Dataset:
## Start
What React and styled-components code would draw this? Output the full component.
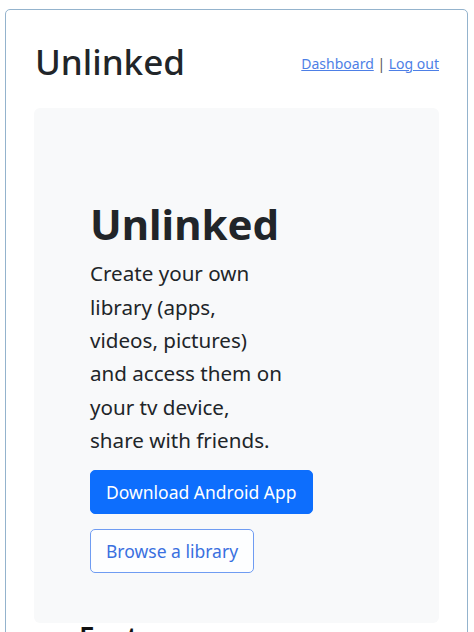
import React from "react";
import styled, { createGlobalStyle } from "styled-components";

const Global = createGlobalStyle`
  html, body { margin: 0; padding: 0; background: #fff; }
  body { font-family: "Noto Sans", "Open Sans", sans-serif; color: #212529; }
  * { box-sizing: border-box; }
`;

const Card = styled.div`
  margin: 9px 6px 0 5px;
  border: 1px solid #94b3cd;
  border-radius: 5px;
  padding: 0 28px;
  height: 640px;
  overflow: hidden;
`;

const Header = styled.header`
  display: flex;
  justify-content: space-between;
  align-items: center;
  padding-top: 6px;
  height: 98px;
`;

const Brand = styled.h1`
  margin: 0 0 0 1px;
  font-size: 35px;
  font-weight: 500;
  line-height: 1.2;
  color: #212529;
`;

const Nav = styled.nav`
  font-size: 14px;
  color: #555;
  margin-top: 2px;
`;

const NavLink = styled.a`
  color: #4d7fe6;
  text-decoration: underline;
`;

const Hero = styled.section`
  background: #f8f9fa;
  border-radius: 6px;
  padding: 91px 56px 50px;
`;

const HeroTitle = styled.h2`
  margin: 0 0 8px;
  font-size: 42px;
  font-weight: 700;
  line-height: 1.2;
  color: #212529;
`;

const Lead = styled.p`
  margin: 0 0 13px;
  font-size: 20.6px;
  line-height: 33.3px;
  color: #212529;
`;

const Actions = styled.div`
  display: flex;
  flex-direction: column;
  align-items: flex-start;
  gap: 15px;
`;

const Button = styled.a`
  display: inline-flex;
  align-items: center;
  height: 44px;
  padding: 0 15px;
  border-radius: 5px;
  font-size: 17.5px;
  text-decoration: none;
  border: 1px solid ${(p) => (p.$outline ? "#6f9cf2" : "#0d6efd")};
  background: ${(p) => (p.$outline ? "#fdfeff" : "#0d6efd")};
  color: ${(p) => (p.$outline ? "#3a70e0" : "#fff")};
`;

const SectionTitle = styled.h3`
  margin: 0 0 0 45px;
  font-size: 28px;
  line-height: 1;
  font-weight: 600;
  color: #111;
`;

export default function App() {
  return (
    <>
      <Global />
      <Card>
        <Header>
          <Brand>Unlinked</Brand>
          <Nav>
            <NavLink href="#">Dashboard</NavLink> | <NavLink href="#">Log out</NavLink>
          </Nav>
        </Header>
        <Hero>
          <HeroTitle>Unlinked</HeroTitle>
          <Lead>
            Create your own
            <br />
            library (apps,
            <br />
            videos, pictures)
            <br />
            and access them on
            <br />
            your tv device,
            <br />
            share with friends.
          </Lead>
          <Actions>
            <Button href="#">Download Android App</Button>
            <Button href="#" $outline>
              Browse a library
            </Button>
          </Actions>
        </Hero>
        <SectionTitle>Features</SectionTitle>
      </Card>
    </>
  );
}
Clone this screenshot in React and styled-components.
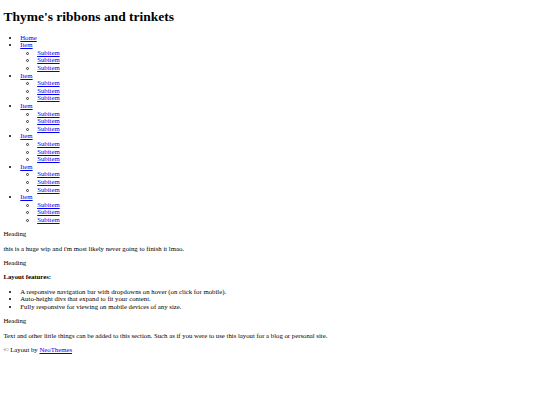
## End
Write out the listing word for word, omitting the pictures it holds.

What React and styled-components code would draw this? Output the full component.
import React from "react";
import styled, { createGlobalStyle } from "styled-components";

const Global = createGlobalStyle`
  html, body { margin: 0; padding: 0; background: #fff; }
  body { font-family: "Noto Sans", "Open Sans", sans-serif; color: #212529; }
  * { box-sizing: border-box; }
`;

const Card = styled.div`
  margin: 9px 6px 0 5px;
  border: 1px solid #94b3cd;
  border-radius: 5px;
  padding: 0 28px;
  height: 640px;
  overflow: hidden;
`;

const Header = styled.header`
  display: flex;
  justify-content: space-between;
  align-items: center;
  padding-top: 6px;
  height: 98px;
`;

const Brand = styled.h1`
  margin: 0 0 0 1px;
  font-size: 35px;
  font-weight: 500;
  line-height: 1.2;
  color: #212529;
`;

const Nav = styled.nav`
  font-size: 14px;
  color: #555;
  margin-top: 2px;
`;

const NavLink = styled.a`
  color: #4d7fe6;
  text-decoration: underline;
`;

const Hero = styled.section`
  background: #f8f9fa;
  border-radius: 6px;
  padding: 91px 56px 50px;
`;

const HeroTitle = styled.h2`
  margin: 0 0 8px;
  font-size: 42px;
  font-weight: 700;
  line-height: 1.2;
  color: #212529;
`;

const Lead = styled.p`
  margin: 0 0 13px;
  font-size: 20.6px;
  line-height: 33.3px;
  color: #212529;
`;

const Actions = styled.div`
  display: flex;
  flex-direction: column;
  align-items: flex-start;
  gap: 15px;
`;

const Button = styled.a`
  display: inline-flex;
  align-items: center;
  height: 44px;
  padding: 0 15px;
  border-radius: 5px;
  font-size: 17.5px;
  text-decoration: none;
  border: 1px solid ${(p) => (p.$outline ? "#6f9cf2" : "#0d6efd")};
  background: ${(p) => (p.$outline ? "#fdfeff" : "#0d6efd")};
  color: ${(p) => (p.$outline ? "#3a70e0" : "#fff")};
`;

const SectionTitle = styled.h3`
  margin: 0 0 0 45px;
  font-size: 28px;
  line-height: 1;
  font-weight: 600;
  color: #111;
`;

export default function App() {
  return (
    <>
      <Global />
      <Card>
        <Header>
          <Brand>Unlinked</Brand>
          <Nav>
            <NavLink href="#">Dashboard</NavLink> | <NavLink href="#">Log out</NavLink>
          </Nav>
        </Header>
        <Hero>
          <HeroTitle>Unlinked</HeroTitle>
          <Lead>
            Create your own
            <br />
            library (apps,
            <br />
            videos, pictures)
            <br />
            and access them on
            <br />
            your tv device,
            <br />
            share with friends.
          </Lead>
          <Actions>
            <Button href="#">Download Android App</Button>
            <Button href="#" $outline>
              Browse a library
            </Button>
          </Actions>
        </Hero>
        <SectionTitle>Features</SectionTitle>
      </Card>
    </>
  );
}
Clone this screenshot in React and styled-components.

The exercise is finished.